#### DATA
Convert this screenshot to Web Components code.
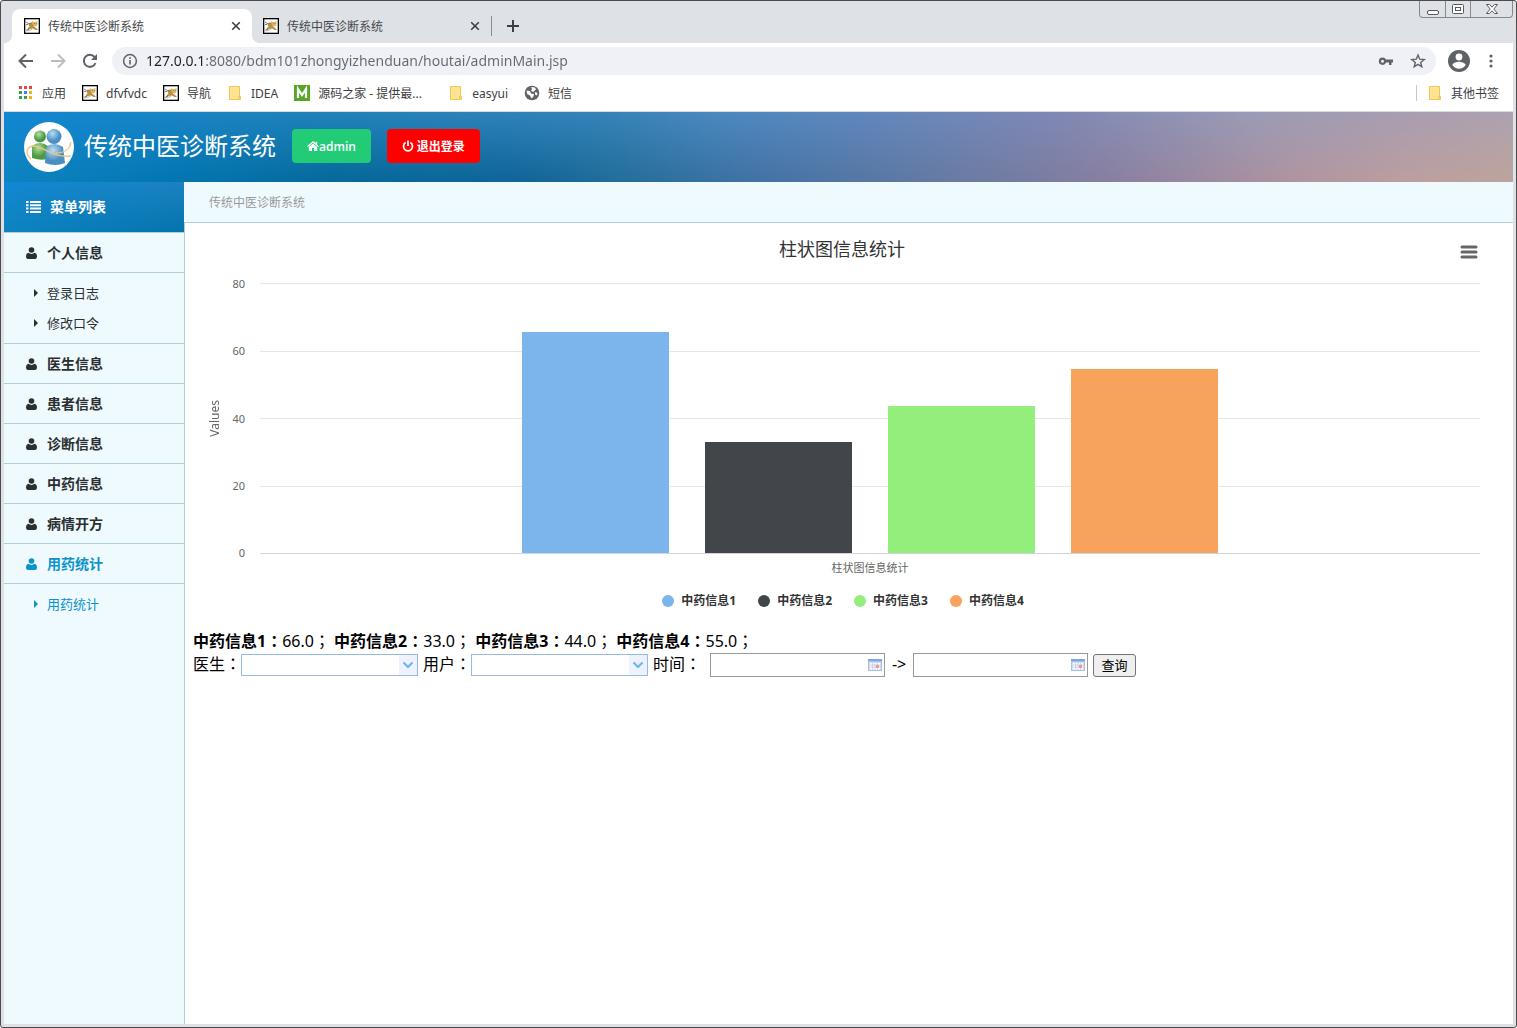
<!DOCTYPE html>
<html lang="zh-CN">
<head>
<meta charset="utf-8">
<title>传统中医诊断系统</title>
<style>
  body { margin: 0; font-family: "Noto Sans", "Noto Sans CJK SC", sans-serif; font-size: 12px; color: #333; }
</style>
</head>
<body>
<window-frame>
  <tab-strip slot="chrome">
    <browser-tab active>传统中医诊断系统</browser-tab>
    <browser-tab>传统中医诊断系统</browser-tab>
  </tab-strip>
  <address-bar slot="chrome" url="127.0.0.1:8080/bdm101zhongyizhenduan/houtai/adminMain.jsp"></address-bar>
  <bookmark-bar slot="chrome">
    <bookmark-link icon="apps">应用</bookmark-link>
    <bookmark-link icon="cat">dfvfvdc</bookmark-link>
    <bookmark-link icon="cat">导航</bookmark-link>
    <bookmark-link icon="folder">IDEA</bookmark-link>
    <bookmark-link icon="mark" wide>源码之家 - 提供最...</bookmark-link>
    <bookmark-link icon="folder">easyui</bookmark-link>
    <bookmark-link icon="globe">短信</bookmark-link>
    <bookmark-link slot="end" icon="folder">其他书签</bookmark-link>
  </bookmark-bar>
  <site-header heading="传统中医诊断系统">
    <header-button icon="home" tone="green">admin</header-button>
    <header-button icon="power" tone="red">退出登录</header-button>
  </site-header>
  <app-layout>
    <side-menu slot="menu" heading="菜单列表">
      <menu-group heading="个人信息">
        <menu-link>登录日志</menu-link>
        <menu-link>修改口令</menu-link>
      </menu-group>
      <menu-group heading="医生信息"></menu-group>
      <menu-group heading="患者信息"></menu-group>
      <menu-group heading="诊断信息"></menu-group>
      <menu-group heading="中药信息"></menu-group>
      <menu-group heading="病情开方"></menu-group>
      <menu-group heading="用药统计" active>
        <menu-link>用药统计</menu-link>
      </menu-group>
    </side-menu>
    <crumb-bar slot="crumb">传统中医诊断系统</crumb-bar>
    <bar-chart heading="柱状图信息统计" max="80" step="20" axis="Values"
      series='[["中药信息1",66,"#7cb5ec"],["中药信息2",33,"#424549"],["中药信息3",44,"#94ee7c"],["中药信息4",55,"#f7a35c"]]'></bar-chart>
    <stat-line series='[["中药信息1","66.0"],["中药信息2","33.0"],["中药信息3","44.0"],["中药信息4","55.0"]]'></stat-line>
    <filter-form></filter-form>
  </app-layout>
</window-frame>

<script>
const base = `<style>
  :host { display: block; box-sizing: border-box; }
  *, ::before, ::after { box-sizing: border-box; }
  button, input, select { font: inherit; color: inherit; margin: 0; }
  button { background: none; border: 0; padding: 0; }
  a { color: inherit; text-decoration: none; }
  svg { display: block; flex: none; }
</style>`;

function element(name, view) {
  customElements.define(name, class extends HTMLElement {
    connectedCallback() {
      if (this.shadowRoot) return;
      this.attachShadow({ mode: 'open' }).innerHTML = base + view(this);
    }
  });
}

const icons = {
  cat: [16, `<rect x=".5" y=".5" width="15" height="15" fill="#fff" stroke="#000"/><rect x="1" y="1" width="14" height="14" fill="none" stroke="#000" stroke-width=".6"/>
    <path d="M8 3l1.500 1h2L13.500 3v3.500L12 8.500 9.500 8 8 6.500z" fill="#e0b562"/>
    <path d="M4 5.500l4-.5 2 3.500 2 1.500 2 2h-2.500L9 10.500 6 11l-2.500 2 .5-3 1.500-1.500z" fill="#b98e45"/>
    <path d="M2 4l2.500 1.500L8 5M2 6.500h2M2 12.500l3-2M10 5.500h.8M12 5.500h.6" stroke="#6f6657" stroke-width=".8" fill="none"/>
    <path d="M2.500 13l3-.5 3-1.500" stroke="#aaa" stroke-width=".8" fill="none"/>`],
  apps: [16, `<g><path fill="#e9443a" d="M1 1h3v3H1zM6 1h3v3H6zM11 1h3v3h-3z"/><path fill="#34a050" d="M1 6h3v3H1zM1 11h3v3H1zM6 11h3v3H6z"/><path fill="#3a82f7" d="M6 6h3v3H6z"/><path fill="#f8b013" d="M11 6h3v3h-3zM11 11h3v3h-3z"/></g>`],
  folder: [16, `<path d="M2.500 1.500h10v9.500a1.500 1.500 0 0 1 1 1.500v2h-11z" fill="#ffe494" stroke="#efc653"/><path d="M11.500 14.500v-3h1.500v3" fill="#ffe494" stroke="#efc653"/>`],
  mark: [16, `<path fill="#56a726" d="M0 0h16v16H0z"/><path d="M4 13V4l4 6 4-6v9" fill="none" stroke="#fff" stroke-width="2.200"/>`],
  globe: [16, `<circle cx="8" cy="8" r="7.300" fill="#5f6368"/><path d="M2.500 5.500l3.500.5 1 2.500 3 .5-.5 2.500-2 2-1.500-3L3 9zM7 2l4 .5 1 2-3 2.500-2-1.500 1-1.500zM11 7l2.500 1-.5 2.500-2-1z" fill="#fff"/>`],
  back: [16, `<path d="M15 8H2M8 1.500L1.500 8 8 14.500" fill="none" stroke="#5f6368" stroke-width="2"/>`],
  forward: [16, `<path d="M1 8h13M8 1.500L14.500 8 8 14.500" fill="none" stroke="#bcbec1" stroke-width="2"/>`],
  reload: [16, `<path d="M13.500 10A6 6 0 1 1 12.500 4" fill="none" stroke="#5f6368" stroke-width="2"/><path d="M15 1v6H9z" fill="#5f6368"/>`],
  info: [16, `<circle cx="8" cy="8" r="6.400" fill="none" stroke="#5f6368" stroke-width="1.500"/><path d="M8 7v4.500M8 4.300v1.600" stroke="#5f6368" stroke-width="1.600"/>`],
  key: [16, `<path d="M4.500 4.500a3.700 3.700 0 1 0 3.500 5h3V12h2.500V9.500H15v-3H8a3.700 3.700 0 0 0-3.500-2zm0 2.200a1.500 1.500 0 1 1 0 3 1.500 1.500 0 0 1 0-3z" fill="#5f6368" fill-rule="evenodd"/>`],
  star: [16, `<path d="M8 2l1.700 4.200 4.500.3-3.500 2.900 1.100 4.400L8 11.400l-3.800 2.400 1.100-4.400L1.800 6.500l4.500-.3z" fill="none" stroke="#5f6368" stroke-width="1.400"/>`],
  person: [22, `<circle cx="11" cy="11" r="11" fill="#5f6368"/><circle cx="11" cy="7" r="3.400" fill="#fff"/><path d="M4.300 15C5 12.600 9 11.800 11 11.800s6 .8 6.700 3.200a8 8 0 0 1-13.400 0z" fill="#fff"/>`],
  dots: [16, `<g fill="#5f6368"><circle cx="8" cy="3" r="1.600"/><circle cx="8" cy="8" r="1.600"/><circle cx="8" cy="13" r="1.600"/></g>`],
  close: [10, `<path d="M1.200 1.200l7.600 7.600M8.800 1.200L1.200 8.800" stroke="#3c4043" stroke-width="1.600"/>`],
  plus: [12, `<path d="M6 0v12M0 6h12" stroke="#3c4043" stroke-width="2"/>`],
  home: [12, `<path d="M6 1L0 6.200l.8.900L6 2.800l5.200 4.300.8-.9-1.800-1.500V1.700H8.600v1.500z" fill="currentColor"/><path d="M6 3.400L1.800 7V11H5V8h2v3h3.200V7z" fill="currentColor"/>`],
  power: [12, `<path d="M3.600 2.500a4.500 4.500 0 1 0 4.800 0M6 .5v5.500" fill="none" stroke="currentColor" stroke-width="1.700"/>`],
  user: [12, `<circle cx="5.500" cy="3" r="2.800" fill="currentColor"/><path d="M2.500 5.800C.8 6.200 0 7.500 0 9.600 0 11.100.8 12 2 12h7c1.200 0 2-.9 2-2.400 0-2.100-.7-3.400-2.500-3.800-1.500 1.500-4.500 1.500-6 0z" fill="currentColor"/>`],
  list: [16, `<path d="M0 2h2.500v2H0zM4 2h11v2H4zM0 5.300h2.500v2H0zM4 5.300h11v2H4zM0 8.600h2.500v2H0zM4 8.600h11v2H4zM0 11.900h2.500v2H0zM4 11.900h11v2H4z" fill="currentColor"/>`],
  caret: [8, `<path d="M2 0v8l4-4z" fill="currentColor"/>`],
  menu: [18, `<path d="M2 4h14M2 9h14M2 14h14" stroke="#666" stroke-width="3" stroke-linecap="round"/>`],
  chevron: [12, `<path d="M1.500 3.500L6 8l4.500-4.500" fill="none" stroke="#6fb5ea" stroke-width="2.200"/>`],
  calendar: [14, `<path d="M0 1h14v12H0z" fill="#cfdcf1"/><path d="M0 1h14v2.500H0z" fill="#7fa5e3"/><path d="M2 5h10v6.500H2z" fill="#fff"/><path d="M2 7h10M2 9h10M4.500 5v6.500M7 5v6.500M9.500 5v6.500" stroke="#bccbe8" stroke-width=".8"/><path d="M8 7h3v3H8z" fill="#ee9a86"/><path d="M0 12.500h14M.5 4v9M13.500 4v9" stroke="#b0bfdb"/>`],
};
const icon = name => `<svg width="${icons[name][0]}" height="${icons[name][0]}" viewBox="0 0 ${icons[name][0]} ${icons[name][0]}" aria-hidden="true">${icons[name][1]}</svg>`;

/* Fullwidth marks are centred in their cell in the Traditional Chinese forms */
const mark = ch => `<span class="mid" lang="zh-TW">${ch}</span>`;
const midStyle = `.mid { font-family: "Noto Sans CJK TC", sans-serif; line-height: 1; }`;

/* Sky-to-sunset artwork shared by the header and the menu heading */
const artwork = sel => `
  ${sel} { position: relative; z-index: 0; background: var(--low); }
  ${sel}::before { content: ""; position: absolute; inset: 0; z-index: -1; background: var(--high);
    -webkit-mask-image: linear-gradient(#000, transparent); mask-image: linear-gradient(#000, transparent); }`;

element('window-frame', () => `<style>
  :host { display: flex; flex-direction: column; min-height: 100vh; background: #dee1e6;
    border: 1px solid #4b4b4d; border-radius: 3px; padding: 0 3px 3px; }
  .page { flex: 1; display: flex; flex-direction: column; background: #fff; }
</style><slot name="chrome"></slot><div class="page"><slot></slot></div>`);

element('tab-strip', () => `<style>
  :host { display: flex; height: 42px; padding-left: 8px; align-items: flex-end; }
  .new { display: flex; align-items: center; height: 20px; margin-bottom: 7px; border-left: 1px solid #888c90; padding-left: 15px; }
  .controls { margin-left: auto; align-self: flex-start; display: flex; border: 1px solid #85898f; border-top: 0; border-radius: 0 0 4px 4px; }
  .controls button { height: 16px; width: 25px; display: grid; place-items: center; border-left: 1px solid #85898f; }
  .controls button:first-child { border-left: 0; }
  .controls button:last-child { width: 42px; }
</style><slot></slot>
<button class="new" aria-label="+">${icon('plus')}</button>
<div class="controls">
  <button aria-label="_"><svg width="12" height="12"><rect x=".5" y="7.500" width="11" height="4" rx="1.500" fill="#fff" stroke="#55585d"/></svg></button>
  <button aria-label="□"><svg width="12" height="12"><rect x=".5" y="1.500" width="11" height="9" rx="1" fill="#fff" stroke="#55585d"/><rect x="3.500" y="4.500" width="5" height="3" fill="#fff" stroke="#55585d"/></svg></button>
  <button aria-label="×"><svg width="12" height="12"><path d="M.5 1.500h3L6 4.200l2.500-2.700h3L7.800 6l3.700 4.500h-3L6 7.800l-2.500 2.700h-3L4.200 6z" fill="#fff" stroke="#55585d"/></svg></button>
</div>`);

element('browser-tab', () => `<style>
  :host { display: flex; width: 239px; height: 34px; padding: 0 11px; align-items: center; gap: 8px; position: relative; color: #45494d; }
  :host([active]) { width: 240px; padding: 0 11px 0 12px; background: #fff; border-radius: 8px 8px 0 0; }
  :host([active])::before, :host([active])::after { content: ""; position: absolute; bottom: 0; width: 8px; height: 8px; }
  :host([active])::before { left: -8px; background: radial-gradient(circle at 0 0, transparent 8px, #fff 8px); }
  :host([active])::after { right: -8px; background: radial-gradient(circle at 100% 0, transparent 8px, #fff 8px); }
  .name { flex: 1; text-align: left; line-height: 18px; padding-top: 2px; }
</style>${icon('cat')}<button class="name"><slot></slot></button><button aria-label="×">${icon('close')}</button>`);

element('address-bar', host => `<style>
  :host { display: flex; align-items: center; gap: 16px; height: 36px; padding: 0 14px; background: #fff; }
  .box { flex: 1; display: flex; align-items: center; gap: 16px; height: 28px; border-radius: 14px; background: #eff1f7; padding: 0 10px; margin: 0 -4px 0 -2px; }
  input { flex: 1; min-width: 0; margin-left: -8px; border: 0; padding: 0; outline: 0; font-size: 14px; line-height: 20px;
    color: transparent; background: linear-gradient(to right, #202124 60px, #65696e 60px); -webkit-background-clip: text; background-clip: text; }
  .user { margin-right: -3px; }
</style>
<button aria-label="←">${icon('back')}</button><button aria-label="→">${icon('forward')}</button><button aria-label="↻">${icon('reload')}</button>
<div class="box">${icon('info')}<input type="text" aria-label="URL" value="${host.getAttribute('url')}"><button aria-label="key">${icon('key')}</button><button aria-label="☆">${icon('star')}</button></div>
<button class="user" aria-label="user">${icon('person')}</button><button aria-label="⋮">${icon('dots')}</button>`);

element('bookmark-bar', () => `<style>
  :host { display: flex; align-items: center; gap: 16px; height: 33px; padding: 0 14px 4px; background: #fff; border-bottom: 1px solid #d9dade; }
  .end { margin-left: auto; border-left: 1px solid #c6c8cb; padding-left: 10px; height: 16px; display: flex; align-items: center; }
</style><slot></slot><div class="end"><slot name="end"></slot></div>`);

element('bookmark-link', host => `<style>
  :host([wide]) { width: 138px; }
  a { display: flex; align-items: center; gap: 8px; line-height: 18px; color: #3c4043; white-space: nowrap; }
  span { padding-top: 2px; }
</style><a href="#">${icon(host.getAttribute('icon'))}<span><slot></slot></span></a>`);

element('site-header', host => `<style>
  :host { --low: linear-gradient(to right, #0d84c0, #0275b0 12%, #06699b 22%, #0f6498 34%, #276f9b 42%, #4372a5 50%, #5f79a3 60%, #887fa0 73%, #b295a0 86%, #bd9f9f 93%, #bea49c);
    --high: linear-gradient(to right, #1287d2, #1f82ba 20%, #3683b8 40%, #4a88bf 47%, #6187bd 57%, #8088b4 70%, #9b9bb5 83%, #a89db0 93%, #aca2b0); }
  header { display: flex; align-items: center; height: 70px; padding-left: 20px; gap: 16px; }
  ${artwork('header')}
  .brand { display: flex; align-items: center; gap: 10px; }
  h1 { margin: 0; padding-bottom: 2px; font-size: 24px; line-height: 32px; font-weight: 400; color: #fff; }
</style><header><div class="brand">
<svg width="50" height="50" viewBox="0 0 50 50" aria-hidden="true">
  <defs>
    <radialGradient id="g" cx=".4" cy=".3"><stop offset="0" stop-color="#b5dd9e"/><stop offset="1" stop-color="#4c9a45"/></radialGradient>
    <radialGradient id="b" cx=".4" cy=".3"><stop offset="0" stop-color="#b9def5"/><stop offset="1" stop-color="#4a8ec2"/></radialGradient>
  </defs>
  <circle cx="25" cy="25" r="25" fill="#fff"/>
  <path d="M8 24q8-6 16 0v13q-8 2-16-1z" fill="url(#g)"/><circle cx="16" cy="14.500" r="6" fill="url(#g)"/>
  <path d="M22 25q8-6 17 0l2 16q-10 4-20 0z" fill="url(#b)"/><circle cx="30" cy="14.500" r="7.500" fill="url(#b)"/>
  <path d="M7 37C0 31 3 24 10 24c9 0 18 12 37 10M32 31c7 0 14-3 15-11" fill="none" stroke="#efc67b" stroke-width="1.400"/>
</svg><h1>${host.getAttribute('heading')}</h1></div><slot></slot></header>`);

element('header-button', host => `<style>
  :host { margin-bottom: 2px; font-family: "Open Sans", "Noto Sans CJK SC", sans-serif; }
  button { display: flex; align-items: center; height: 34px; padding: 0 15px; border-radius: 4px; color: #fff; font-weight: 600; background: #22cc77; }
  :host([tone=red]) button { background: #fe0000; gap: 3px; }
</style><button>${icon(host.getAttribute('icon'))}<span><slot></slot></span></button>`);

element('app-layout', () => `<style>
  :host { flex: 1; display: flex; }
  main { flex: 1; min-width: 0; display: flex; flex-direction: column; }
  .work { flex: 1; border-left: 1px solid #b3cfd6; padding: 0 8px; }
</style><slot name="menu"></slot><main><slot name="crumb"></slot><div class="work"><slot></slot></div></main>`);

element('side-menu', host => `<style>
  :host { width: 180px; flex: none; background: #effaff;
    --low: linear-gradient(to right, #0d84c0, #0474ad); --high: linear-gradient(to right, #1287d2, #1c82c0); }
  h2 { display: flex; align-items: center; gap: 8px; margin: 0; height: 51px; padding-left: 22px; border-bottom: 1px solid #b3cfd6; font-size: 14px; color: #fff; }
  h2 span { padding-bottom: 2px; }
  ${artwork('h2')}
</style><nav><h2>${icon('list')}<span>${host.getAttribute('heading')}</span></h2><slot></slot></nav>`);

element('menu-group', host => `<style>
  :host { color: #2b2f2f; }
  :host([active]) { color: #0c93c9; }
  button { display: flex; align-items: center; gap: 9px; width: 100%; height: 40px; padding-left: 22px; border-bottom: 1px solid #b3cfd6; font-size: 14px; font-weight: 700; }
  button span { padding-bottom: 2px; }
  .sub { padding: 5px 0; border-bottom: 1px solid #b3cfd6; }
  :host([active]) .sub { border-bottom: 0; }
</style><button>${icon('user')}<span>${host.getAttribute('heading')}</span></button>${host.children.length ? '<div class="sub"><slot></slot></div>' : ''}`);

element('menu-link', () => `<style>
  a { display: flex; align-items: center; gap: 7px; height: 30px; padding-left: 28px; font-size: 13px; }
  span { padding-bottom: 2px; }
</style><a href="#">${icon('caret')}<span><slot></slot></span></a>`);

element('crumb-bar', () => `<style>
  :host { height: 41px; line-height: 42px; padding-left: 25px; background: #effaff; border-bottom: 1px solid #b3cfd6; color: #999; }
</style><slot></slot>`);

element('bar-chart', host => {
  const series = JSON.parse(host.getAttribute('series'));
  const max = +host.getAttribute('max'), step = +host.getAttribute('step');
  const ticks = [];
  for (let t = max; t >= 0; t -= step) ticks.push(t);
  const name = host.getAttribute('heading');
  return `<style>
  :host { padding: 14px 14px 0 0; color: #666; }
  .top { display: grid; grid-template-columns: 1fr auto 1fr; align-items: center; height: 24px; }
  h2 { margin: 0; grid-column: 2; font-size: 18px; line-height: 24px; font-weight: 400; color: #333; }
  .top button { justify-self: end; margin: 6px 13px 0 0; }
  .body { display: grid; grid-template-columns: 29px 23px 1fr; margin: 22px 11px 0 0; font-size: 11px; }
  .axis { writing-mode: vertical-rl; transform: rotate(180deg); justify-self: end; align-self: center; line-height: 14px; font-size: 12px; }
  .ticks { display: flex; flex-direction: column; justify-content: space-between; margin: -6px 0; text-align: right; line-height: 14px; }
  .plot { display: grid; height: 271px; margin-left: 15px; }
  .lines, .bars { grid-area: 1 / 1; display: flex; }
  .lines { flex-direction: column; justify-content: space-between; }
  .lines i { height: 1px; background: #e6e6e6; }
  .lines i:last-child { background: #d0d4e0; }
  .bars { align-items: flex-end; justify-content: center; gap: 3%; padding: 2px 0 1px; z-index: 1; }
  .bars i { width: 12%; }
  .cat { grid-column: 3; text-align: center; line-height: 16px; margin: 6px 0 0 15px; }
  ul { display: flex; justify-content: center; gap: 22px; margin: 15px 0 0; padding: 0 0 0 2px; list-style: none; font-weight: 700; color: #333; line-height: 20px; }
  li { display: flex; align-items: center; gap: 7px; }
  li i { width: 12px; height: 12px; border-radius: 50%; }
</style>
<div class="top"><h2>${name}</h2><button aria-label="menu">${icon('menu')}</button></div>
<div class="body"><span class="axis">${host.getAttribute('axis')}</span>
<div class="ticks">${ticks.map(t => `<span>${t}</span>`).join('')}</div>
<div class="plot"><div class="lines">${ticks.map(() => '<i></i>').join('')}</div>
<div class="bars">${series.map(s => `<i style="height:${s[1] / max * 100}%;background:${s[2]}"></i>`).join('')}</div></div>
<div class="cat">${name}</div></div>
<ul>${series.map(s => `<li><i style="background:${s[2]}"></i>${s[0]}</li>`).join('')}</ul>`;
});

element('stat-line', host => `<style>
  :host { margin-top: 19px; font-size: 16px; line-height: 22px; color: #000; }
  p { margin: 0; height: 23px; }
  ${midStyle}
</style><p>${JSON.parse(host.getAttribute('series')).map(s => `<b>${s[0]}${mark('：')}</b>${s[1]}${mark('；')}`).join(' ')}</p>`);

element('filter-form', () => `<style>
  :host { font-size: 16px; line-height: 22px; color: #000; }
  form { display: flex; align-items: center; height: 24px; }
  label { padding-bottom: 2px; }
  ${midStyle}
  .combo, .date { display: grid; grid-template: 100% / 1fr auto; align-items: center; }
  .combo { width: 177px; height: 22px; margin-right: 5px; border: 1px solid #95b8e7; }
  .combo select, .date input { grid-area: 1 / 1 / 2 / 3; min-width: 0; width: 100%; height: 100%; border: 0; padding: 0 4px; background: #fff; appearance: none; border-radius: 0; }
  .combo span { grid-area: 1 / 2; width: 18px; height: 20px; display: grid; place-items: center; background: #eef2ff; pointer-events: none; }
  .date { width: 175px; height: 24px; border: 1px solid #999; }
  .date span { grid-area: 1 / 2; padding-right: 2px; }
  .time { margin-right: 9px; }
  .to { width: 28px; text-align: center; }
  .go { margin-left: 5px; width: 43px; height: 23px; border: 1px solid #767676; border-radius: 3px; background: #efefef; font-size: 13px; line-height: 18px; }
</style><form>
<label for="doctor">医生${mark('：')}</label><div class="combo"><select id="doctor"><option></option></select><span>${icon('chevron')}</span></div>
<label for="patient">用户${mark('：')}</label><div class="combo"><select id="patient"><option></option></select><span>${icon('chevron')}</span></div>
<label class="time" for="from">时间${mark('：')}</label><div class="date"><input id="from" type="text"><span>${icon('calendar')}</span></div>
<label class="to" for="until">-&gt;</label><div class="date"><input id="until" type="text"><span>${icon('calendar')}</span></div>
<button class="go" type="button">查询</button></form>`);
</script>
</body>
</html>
########
Write down only how many lines in the listing contain the word "this".

REPLY: 3